Neodymium salts undergo large and dramatic color changes under different light sources. Under incandescent light or sunlight, which consist of continuous spectra, neodymium salts generally appear pink or purple. Fluorescent lighting consists of only a few specific energies of light which do not match the absorption bands of neodymium salts, thus causing the compounds to appear colorless. Holmium compounds will undergo similar color changes.
Chemical properties
Neodymium metal is rather reactive, and a centimeter-sized sample will corrode within a year on exposure to air. Thus, the metal must be stored under oil or in an ampoule filled with argon. The metal reacts only slowly with water, but reacts vigorously with acids and the halogens to form neodymium salts. Most neodymium salts are soluble in water except for the fluoride and oxalate. Neodymium oxide and hydroxide are insoluble in water, but will absorb carbon dioxide from the air to form neodymium carbonate. All three of these compounds are insoluble in water, but will readily dissolve in acids.
Neodymium sulfate is notable for its inverse solubility curve, which causes the salt to precipitate at high temperatures. It is nearly impossible to redissolve after being precipitated. The double sulfate of potassium and neodymium is less soluble than neodymium sulfate itself.
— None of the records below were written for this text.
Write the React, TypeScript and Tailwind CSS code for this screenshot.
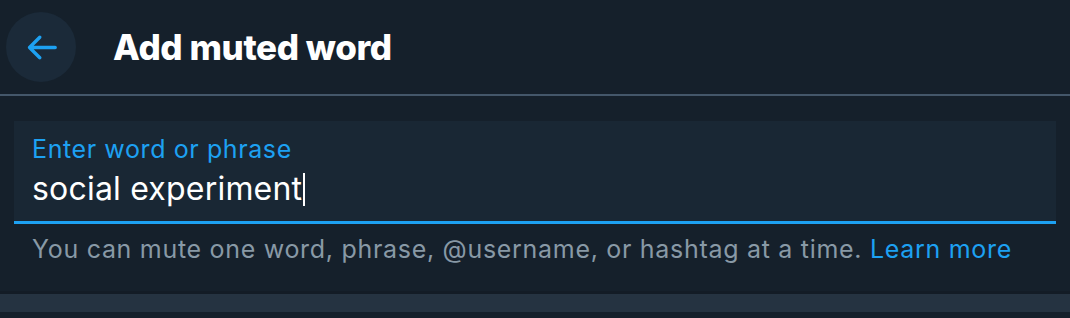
import React from "react";

function BackArrow() {
  return (
    <svg viewBox="0 0 24 24" className="w-[41px] h-[41px]" fill="#1da1f2">
      <path d="M20 11H7.414l4.293-4.293c.39-.39.39-1.023 0-1.414s-1.023-.39-1.414 0l-6 6c-.39.39-.39 1.023 0 1.414l6 6c.195.195.45.293.707.293s.512-.098.707-.293c.39-.39.39-1.023 0-1.414L7.414 13H20c.553 0 1-.447 1-1s-.447-1-1-1z" />
    </svg>
  );
}

export default function App() {
  return (
    <div
      className="w-full h-[318px] overflow-hidden bg-[#15202b] flex flex-col"
      style={{ fontFamily: "Inter, 'Liberation Sans', sans-serif" }}
    >
      {/* Header */}
      <div className="h-[94px] flex items-center shrink-0">
        <button className="ml-[6px] w-[70px] h-[70px] rounded-full bg-[#1b2a39] flex items-center justify-center">
          <BackArrow />
        </button>
        <h1 className="ml-[37px] text-[35px] font-extrabold text-white tracking-[-0.4px]">
          Add muted word
        </h1>
      </div>
      <div className="h-[2px] bg-[#44576a] shrink-0" />

      {/* Input */}
      <div className="px-[14px] pt-[25px]">
        <div className="h-[103px] bg-[#192734] border-b-[3px] border-[#1da1f2] px-[18px] pt-[14px]">
          <div className="text-[25px] leading-[28px] tracking-[0.6px] text-[#1da1f2]">
            Enter word or phrase
          </div>
          <div className="mt-[7px] flex items-center text-[32px] leading-[38px] tracking-[0.2px] text-white">
            <span>social experiment</span>
            <span className="inline-block w-[2px] h-[33px] bg-white ml-[1px]" />
          </div>
        </div>
        <p className="px-[18px] pt-[10px] text-[25px] leading-[30px] tracking-[0.7px] text-[#8899a6]">
          You can mute one word, phrase, @username, or hashtag at a time.{" "}
          <span className="text-[#1da1f2]">Learn more</span>
        </p>
      </div>

      {/* Bottom */}
      <div className="mt-auto mb-[6px]">
        <div className="h-[3px] bg-[#131c26]" />
        <div className="h-[18px] bg-[#253341]" />
      </div>
    </div>
  );
}
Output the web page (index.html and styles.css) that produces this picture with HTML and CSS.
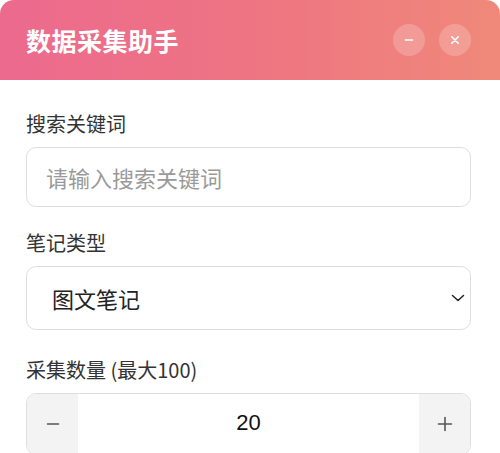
FILE: index.html
```html
<!DOCTYPE html>
<html lang="zh-CN">
<head>
<meta charset="utf-8">
<title>数据采集助手</title>
<link rel="stylesheet" href="styles.css">
</head>
<body>
<div class="app">
  <header class="header">
    <h1 class="title">数据采集助手</h1>
    <div class="actions">
      <button class="win-btn" aria-label="最小化">
        <svg width="12" height="12" viewBox="0 0 12 12"><path d="M2.5 6h7" stroke="#fff" stroke-width="1.6" stroke-linecap="round"/></svg>
      </button>
      <button class="win-btn" aria-label="关闭">
        <svg width="12" height="12" viewBox="0 0 12 12"><path d="M2.8 2.8l6.4 6.4M9.2 2.8l-6.4 6.4" stroke="#fff" stroke-width="1.6" stroke-linecap="round"/></svg>
      </button>
    </div>
  </header>
  <main class="content">
    <div class="field">
      <label class="label">搜索关键词</label>
      <input class="input" type="text" placeholder="请输入搜索关键词">
    </div>
    <div class="field">
      <label class="label">笔记类型</label>
      <div class="select-wrap">
        <select class="select">
          <option>图文笔记</option>
          <option>视频笔记</option>
        </select>
        <svg class="chevron" width="16" height="16" viewBox="0 0 16 16"><path d="M2.5 5.5l5.5 5 5.5-5" fill="none" stroke="#222" stroke-width="1.5" stroke-linecap="round" stroke-linejoin="round"/></svg>
      </div>
    </div>
    <div class="field">
      <label class="label">采集数量 (最大100)</label>
      <div class="stepper">
        <button class="step-btn" aria-label="减少">
          <svg width="14" height="14" viewBox="0 0 14 14"><path d="M1.5 7h11" stroke="#555" stroke-width="1.6" stroke-linecap="round"/></svg>
        </button>
        <input class="step-value" type="text" value="20">
        <button class="step-btn" aria-label="增加">
          <svg width="16" height="16" viewBox="0 0 16 16"><path d="M1.5 8h13M8 1.5v13" stroke="#555" stroke-width="1.6" stroke-linecap="round"/></svg>
        </button>
      </div>
    </div>
  </main>
</div>
</body>
</html>
```

FILE: styles.css
```css
* { box-sizing: border-box; }

html, body {
  margin: 0;
  padding: 0;
  background: #ffffff;
}

body {
  font-family: "Noto Sans CJK SC", "Noto Sans", "Liberation Sans", sans-serif;
  color: #333;
}

.app {
  width: 500px;
  min-height: 453px;
  background: #fff;
  border-radius: 14px 14px 0 0;
  overflow: hidden;
}

.header {
  height: 80px;
  display: flex;
  align-items: center;
  justify-content: space-between;
  padding: 0 29px 0 26px;
  background: linear-gradient(90deg, #ec6a8e 0%, #ee7482 50%, #f0897a 100%);
}

.title {
  margin: 0;
  font-size: 25px;
  font-weight: 700;
  color: #fff;
  letter-spacing: 0.5px;
  line-height: 1;
}

.actions {
  display: flex;
  gap: 14px;
}

.win-btn {
  width: 32px;
  height: 32px;
  border: none;
  padding: 0;
  border-radius: 50%;
  background: rgba(255, 255, 255, 0.2);
  display: flex;
  align-items: center;
  justify-content: center;
}

.content {
  padding: 30px 29px 0 26px;
  display: flex;
  flex-direction: column;
  gap: 22px;
}

.field {
  display: flex;
  flex-direction: column;
}

.label {
  font-size: 20px;
  line-height: 28px;
  color: #333;
  margin-bottom: 9px;
  font-weight: 400;
}

.input {
  height: 60px;
  border: 1.5px solid #dedede;
  border-radius: 10px;
  padding: 0 19px;
  font-family: inherit;
  font-size: 22px;
  color: #333;
  background: #fff;
  outline: none;
}

.input::placeholder {
  color: #9a9a9a;
}

.select-wrap {
  position: relative;
  margin-bottom: 4px;
}

.select {
  width: 100%;
  height: 64px;
  border: 1.5px solid #dedede;
  border-radius: 10px;
  padding: 0 25px;
  font-family: inherit;
  font-size: 22px;
  color: #222;
  background: #fff;
  -webkit-appearance: none;
  appearance: none;
  outline: none;
}

.chevron {
  position: absolute;
  right: 5px;
  top: 24px;
  pointer-events: none;
}

.stepper {
  display: flex;
  height: 62px;
  border: 1.5px solid #dedede;
  border-radius: 10px;
  overflow: hidden;
}

.step-btn {
  width: 51px;
  border: none;
  padding: 0;
  background: #f3f3f3;
  display: flex;
  align-items: center;
  justify-content: center;
}

.step-value {
  flex: 1;
  min-width: 0;
  border: none;
  text-align: center;
  font-family: "Liberation Sans", "Noto Sans", sans-serif;
  font-size: 22px;
  color: #111;
  background: #fff;
  outline: none;
  padding: 0 0 2px;
}
```
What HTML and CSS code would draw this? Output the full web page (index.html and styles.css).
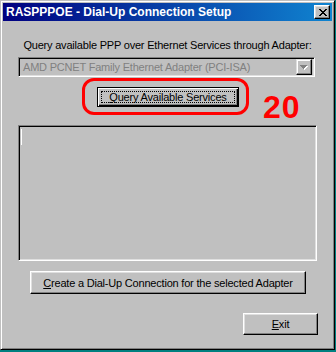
FILE: index.html
```html
<!DOCTYPE html>
<html lang="en">
<head>
  <meta charset="UTF-8" />
  <title>RASPPPOE - Dial-Up Connection Setup</title>
  <link rel="stylesheet" href="styles.css">
</head>
<body>
  <div class="window">
    <div class="titlebar">
      <span class="title">RASPPPOE - Dial-Up Connection Setup</span>
      <span class="close">
        <svg width="8" height="7" viewBox="0 0 8 7" shape-rendering="crispEdges"><path d="M0 0h2v1h-2zM6 0h2v1h-2zM1 1h2v1h-2zM5 1h2v1h-2zM2 2h4v1h-4zM3 3h2v1h-2zM2 4h4v1h-4zM1 5h2v1h-2zM5 5h2v1h-2zM0 6h2v1h-2zM6 6h2v1h-2z" fill="#000"/></svg>
      </span>
    </div>

    <div class="content">
      <p class="label">Query available PPP over Ethernet Services through Adapter:</p>

      <div class="combo">
        <span class="combo-text">AMD PCNET Family Ethernet Adapter (PCI-ISA)</span>
        <span class="combo-btn">
          <svg width="8" height="5" viewBox="0 0 8 5" shape-rendering="crispEdges">
            <path d="M1 1h7v1h-7zM2 2h5v1h-5zM3 3h3v1h-3zM4 4h1v1h-1z" fill="#fff"/>
            <path d="M0 0h7v1h-7zM1 1h5v1h-5zM2 2h3v1h-3zM3 3h1v1h-1z" fill="#808080"/>
          </svg>
        </span>
      </div>

      <div class="row-center query-row">
        <button class="btn default"><span class="focus"><u>Q</u>uery Available Services</span></button>
      </div>

      <div class="list"><span class="caret"></span></div>

      <div class="row-center create-row">
        <button class="btn create"><u>C</u>reate a Dial-Up Connection for the selected Adapter</button>
      </div>

      <div class="exit-row">
        <button class="btn exit"><u>E</u>xit</button>
      </div>
    </div>

    <div class="annot-ring"></div>
    <div class="annot-num">20</div>
  </div>
</body>
</html>
```

FILE: styles.css
```css
body {
  margin: 0;
  background: #008080;
  font-family: "Liberation Sans", Arial, sans-serif;
  font-size: 11px;
  letter-spacing: -0.2px;
  color: #000;
}
.window {
  position: relative;
  width: 335px;
  height: 350px;
  box-sizing: border-box;
  padding: 2px;
  background: #c0c0c0;
  border: 1px solid;
  border-color: #c0c0c0 #000 #000 #c0c0c0;
  box-shadow: inset 1px 1px #fff, inset -1px -1px #808080;
}
.titlebar {
  height: 18px;
  display: flex;
  align-items: center;
  justify-content: space-between;
  padding: 0 2px 0 3px;
  background: linear-gradient(to right, #000080, #1084d0);
  color: #fff;
}
.title {
  font-weight: bold;
  font-size: 12px;
  letter-spacing: 0;
}
.close {
  width: 16px;
  height: 14px;
  box-sizing: border-box;
  display: flex;
  justify-content: center;
  align-items: center;
  padding-left: 1px;
  background: #c0c0c0;
  border: 1px solid;
  border-color: #fff #000 #000 #fff;
  box-shadow: inset -1px -1px #808080, inset 1px 1px #dfdfdf;
}
.content {
  padding-top: 18px;
}
.label {
  margin: 0;
  height: 13px;
  line-height: 13px;
  text-align: center;
}
.combo {
  margin: 5px 0 0 15px;
  width: 297px;
  height: 20px;
  box-sizing: border-box;
  display: flex;
  align-items: center;
  justify-content: space-between;
  padding: 2px;
  border: 1px solid;
  border-color: #808080 #fff #fff #808080;
  box-shadow: inset 1px 1px #000, inset -1px -1px #dfdfdf;
}
.combo-text {
  padding-left: 2px;
  color: #808080;
}
.combo-btn {
  width: 16px;
  height: 16px;
  box-sizing: border-box;
  display: flex;
  justify-content: center;
  align-items: center;
  border: 1px solid;
  border-color: #dfdfdf #000 #000 #dfdfdf;
  box-shadow: inset -1px -1px #808080, inset 1px 1px #fff;
}
.row-center {
  display: flex;
  justify-content: center;
}
.btn {
  font: inherit;
  letter-spacing: inherit;
  color: #000;
  background: #c0c0c0;
  box-sizing: border-box;
  padding: 0;
  border: 1px solid;
  border-color: #fff #000 #000 #fff;
  box-shadow: inset -1px -1px #808080, inset 1px 1px #dfdfdf;
}
.query-row {
  margin-top: 10px;
  padding-left: 1px;
}
.default {
  width: 142px;
  height: 20px;
  border: 1px solid #000;
  box-shadow: inset 1px 1px #fff, inset -1px -1px #000, inset -2px -2px #808080;
  display: flex;
  padding: 3px;
}
.focus {
  flex: 1;
  line-height: 10px;
  border: 1px dotted #000;
}
.list {
  margin: 18px 0 0 15px;
  width: 299px;
  height: 136px;
  box-sizing: border-box;
  padding: 3px 0 0 2px;
  border: 1px solid;
  border-color: #808080 #fff #fff #808080;
  box-shadow: inset 1px 1px #000, inset -1px -1px #dfdfdf;
}
.caret {
  display: block;
  width: 1px;
  height: 16px;
  background: #fff;
}
.create-row {
  margin-top: 10px;
  padding-left: 1px;
}
.create {
  width: 276px;
  height: 23px;
}
.exit-row {
  margin: 19px 0 0 240px;
}
.exit {
  width: 75px;
  height: 22px;
}
.annot-ring {
  position: absolute;
  left: 81px;
  top: 77px;
  width: 167px;
  height: 37px;
  box-sizing: border-box;
  border: 3px solid #ff0000;
  border-radius: 12px;
}
.annot-num {
  position: absolute;
  left: 262px;
  top: 90px;
  font-size: 32px;
  line-height: 32px;
  font-weight: bold;
  letter-spacing: 1px;
  color: #ff0000;
}
```
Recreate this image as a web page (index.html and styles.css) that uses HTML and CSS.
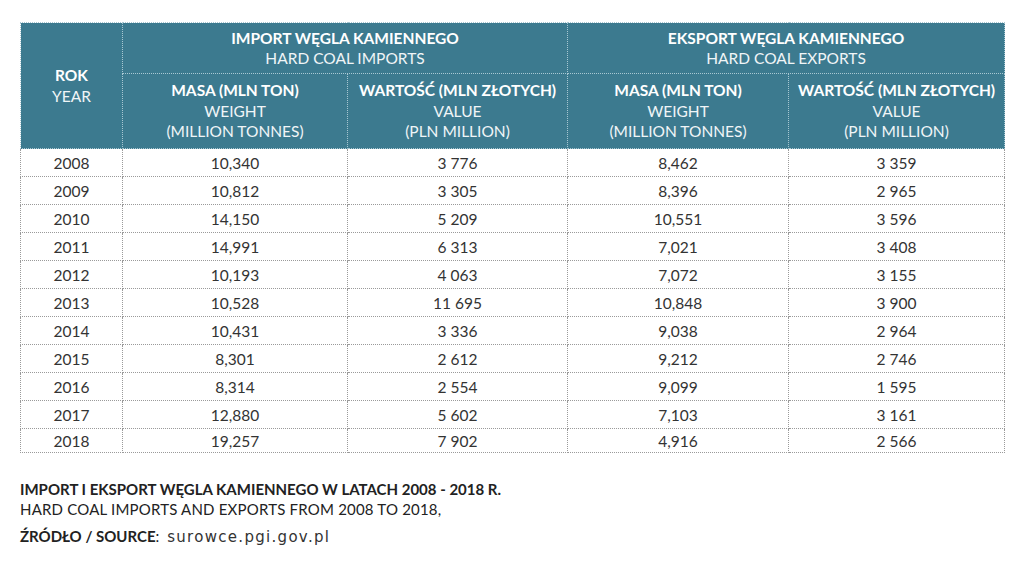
FILE: index.html
```html
<!DOCTYPE html>
<html lang="pl">
<head>
<meta charset="utf-8">
<link rel="stylesheet" href="styles.css">
</head>
<body>
<div class="page">
<table class="coal">
  <colgroup>
    <col class="c-year"><col class="c-a"><col class="c-b"><col class="c-c"><col class="c-d">
  </colgroup>
  <thead>
    <tr class="h1">
      <th rowspan="2" class="year-h"><b>ROK</b><br>YEAR</th>
      <th colspan="2"><b>IMPORT WĘGLA KAMIENNEGO</b><br>HARD COAL IMPORTS</th>
      <th colspan="2"><b>EKSPORT WĘGLA KAMIENNEGO</b><br>HARD COAL EXPORTS</th>
    </tr>
    <tr class="h2">
      <th><b>MASA (MLN TON)</b><br>WEIGHT<br>(MILLION TONNES)</th>
      <th><b>WARTOŚĆ (MLN ZŁOTYCH)</b><br>VALUE<br>(PLN MILLION)</th>
      <th><b>MASA (MLN TON)</b><br>WEIGHT<br>(MILLION TONNES)</th>
      <th><b>WARTOŚĆ (MLN ZŁOTYCH)</b><br>VALUE<br>(PLN MILLION)</th>
    </tr>
  </thead>
  <tbody>
    <tr><td>2008</td><td>10,340</td><td>3 776</td><td>8,462</td><td>3 359</td></tr>
    <tr><td>2009</td><td>10,812</td><td>3 305</td><td>8,396</td><td>2 965</td></tr>
    <tr><td>2010</td><td>14,150</td><td>5 209</td><td>10,551</td><td>3 596</td></tr>
    <tr><td>2011</td><td>14,991</td><td>6 313</td><td>7,021</td><td>3 408</td></tr>
    <tr><td>2012</td><td>10,193</td><td>4 063</td><td>7,072</td><td>3 155</td></tr>
    <tr><td>2013</td><td>10,528</td><td>11 695</td><td>10,848</td><td>3 900</td></tr>
    <tr><td>2014</td><td>10,431</td><td>3 336</td><td>9,038</td><td>2 964</td></tr>
    <tr><td>2015</td><td>8,301</td><td>2 612</td><td>9,212</td><td>2 746</td></tr>
    <tr><td>2016</td><td>8,314</td><td>2 554</td><td>9,099</td><td>1 595</td></tr>
    <tr><td>2017</td><td>12,880</td><td>5 602</td><td>7,103</td><td>3 161</td></tr>
    <tr class="last"><td>2018</td><td>19,257</td><td>7 902</td><td>4,916</td><td>2 566</td></tr>
  </tbody>
</table>
<div class="caption">
  <p class="cap-title">IMPORT I EKSPORT WĘGLA KAMIENNEGO W LATACH 2008 - 2018 R.</p>
  <p class="cap-sub">HARD COAL IMPORTS AND EXPORTS FROM 2008 TO 2018,</p>
  <p class="cap-src"><b>ŹRÓDŁO / SOURCE</b>: <span class="url">surowce.pgi.gov.pl</span></p>
</div>
</div>
</body>
</html>
```
FILE: styles.css
```css
html, body {
  margin: 0;
  padding: 0;
  background: #ffffff;
}
body {
  font-family: "Lato", "Liberation Sans", sans-serif;
  color: #333333;
}
.page {
  padding: 22px 20px 0 20px;
  width: 984px;
}
.coal {
  width: 984px;
  border-collapse: collapse;
  table-layout: fixed;
  border: 1px dotted #9a9a9a;
}
.c-year { width: 102px; }
.c-a { width: 225px; }
.c-b { width: 220px; }
.c-c { width: 221px; }
.c-d { width: 216px; }
.coal th {
  background: #3c7a8f;
  color: #f0f5f7;
  font-weight: normal;
  font-size: 15.5px;
  line-height: 20.5px;
  border: 1px dotted #a9c8d3;
  padding: 0;
  vertical-align: middle;
}
.coal th b { font-weight: 700; color: #ffffff; }
.h1 th { height: 50px; }
.h2 th { height: 74px; }
.year-h { line-height: 22px; }
.coal td {
  text-align: center;
  font-size: 15.5px;
  color: #333333;
  border: 1px dotted #9a9a9a;
  height: 27px;
  padding: 0;
  line-height: 20px;
}
.coal tr.last td { height: 23px; }
.caption { padding-top: 26px; }
.caption p { margin: 0; font-size: 15px; color: #222; }
.cap-title { font-weight: 700; line-height: 20px; }
.cap-sub { line-height: 20px; color: #333; letter-spacing: 0.2px; }
.cap-src { line-height: 22px; margin-top: 6px !important; }
.cap-src b { font-weight: 700; }
.url {
  font-family: "DejaVu Sans", "Lato", sans-serif;
  letter-spacing: 1.3px;
  margin-left: 4px;
  color: #333;
}
```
Different preparations of neodymium sulfate have given different colors, possibly due to the formation of acid and basic sulfates.
Most lanthanides do not form complexes easily, but there is evidence for a possible chloride complex.
Availability
Pure neodymium metal can be bought from Metallium. It is sold as 5 and 50 gram sizes, as well as rods, ampoules, and coins.
Preparation
The most common source of neodymium is neodymium magnets. It's difficult, however, to extract the neodymium from the magnets, and a procedure to produce pure neodymium metal from neodymium fluoride with either calcium or lithium as the reducer is still in development.
Projects
- Color changing crystals
- Color changing glass
- Extracting neodymium from magnets
Safety
Storage
Neodymium metal must be stored away from air and water. Ampouling the metal is a viable long-term storage solution. Storing the metal under mineral oil is an ideal short-term solution, but air will still diffuse through the oil anyway. Unlike europium, the reaction with water is not violent.
Toxicity
Neodymium compounds do not appear to be very toxic. They act similarly to calcium ions within the body. However, research on the toxicity neodymium compounds is not complete, and they should be handled with general safety precautions in place.
Flammability
Neodymium is somewhat flammable and may spark when struck. Powdered neodymium may ignite very easily. Class D fire extinguishers should be used against neodymium fires. Water may aggravate a neodymium fire and should never be used.